-- START Recorded information --

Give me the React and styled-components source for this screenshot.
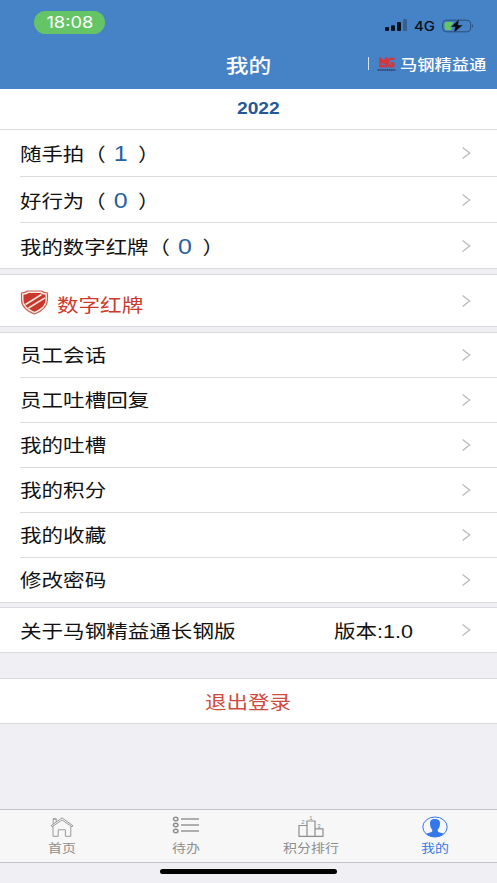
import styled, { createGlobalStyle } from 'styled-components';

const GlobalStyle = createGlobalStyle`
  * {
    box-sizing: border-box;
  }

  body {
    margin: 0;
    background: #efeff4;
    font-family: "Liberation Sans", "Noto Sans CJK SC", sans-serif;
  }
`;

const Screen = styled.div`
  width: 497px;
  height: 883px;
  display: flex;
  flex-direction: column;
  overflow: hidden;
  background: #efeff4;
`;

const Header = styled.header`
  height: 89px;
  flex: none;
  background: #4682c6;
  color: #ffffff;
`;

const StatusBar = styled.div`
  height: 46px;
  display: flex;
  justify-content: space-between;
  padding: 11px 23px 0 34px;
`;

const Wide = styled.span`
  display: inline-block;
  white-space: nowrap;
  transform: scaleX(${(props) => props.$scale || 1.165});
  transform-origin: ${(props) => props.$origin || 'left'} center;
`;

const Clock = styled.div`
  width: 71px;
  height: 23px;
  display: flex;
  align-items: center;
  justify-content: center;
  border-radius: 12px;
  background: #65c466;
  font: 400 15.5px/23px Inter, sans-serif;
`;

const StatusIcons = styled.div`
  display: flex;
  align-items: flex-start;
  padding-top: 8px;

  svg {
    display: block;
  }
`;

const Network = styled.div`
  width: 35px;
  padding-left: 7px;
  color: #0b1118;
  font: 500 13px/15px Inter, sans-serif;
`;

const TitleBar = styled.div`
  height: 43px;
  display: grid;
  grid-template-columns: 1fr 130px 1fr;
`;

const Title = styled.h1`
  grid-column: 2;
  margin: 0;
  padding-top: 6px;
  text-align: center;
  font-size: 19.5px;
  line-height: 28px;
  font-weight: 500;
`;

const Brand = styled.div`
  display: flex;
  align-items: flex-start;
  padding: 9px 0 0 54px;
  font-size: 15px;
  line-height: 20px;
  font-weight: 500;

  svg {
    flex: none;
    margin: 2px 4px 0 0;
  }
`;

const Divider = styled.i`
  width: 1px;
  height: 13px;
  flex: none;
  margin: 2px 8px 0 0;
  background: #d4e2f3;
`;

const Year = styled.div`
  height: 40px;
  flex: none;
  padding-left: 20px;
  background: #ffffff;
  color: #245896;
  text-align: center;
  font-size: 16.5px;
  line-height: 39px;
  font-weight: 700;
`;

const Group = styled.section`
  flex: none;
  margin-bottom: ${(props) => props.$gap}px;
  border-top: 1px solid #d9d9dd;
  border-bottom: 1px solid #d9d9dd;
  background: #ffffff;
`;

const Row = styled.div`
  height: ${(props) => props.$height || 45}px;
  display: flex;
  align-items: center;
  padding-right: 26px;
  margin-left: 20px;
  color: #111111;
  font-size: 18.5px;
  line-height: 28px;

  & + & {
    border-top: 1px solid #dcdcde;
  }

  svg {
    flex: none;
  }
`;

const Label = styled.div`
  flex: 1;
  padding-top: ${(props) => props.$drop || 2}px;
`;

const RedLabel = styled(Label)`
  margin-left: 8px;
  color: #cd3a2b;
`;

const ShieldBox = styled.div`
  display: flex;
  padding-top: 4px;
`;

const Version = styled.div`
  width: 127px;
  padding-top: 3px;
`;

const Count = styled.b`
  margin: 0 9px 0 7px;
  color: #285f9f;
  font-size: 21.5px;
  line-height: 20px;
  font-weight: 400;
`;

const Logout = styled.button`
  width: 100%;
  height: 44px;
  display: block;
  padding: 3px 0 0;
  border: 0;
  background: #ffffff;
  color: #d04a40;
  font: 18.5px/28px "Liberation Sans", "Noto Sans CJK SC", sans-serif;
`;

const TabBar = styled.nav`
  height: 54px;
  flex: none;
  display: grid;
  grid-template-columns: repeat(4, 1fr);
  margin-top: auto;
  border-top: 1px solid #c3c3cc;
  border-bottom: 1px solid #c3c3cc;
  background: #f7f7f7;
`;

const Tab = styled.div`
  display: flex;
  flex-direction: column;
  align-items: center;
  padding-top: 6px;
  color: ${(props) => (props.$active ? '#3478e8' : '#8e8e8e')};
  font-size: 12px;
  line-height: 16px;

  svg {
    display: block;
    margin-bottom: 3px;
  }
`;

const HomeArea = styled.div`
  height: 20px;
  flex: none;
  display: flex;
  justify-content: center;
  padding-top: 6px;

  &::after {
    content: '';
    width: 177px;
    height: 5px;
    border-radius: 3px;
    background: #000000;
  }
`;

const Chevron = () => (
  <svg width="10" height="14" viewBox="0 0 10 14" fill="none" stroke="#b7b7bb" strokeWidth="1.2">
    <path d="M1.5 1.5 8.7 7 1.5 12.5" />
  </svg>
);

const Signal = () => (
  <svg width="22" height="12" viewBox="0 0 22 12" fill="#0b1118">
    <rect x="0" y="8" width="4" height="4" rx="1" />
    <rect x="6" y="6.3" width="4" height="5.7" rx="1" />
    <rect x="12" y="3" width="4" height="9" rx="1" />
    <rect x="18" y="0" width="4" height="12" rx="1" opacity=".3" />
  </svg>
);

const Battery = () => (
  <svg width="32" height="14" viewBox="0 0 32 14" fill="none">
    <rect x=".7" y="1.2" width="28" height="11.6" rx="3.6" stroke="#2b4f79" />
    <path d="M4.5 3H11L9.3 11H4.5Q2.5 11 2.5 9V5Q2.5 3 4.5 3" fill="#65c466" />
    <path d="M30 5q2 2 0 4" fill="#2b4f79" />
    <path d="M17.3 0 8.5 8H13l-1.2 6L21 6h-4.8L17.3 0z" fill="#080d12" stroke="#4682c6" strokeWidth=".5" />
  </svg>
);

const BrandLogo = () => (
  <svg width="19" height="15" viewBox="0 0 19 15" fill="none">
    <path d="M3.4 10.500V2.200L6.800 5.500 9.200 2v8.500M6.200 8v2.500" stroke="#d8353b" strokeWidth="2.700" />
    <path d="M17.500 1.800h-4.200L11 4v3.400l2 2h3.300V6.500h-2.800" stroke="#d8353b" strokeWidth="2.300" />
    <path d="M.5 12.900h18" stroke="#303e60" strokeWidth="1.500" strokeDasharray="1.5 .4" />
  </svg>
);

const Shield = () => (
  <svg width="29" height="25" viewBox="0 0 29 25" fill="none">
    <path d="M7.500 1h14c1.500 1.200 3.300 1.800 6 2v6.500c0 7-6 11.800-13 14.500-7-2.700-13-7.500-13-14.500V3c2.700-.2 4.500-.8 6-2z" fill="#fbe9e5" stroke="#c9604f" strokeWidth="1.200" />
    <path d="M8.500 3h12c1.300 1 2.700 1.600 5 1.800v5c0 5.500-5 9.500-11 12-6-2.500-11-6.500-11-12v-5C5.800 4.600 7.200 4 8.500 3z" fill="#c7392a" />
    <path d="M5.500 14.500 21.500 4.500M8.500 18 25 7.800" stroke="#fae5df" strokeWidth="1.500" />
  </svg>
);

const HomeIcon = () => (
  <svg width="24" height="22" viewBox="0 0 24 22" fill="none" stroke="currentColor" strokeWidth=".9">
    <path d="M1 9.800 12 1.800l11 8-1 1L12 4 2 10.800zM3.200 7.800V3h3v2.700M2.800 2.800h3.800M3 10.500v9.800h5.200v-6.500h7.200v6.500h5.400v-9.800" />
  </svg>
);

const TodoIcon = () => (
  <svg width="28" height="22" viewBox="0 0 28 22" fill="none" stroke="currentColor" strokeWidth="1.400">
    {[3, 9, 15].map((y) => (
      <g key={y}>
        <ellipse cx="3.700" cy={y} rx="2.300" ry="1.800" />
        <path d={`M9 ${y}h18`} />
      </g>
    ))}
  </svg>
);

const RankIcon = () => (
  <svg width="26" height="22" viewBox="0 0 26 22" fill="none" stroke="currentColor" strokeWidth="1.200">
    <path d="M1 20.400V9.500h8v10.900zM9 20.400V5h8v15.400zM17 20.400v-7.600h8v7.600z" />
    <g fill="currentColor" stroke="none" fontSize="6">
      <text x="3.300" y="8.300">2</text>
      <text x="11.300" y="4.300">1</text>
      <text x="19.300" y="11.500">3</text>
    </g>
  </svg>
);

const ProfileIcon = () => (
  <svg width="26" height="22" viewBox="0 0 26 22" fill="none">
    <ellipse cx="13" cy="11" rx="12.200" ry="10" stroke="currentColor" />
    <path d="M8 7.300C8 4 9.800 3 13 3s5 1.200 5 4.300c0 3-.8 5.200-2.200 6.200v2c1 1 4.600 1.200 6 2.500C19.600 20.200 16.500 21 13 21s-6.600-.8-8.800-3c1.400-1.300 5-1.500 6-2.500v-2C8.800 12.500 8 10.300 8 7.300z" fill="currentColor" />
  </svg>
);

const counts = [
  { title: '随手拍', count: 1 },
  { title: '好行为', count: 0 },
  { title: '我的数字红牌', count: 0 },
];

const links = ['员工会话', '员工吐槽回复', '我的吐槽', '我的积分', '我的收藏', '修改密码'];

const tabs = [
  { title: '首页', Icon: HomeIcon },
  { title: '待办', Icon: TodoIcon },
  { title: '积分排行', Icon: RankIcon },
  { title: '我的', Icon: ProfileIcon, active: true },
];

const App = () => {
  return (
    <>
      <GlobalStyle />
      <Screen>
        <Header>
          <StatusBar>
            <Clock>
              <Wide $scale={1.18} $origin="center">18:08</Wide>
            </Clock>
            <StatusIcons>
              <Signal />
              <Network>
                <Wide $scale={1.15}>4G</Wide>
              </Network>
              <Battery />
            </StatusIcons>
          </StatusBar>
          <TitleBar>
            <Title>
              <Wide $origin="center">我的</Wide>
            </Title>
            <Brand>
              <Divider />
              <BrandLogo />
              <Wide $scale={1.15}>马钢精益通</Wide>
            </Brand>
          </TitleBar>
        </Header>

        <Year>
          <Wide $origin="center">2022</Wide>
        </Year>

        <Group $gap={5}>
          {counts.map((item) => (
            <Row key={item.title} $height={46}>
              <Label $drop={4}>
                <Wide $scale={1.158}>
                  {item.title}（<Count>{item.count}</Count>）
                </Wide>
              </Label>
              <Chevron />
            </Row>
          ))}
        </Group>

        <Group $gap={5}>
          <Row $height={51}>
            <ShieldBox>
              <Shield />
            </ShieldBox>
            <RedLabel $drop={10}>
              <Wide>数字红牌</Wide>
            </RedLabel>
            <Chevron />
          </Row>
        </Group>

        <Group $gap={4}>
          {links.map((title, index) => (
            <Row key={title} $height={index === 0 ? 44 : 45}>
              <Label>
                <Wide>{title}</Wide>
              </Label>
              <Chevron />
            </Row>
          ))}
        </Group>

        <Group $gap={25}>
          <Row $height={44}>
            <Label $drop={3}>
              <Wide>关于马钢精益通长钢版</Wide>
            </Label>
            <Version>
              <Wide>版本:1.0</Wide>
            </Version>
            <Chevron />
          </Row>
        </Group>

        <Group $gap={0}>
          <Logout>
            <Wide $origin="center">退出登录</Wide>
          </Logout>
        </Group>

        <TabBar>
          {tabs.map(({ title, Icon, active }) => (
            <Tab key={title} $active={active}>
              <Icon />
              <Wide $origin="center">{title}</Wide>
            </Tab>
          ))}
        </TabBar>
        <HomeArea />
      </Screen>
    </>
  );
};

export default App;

-- END Recorded information --

> _Instruction_: Tally up the lines of the listing containing the word "components". Give only the total.

> _Output below_: 2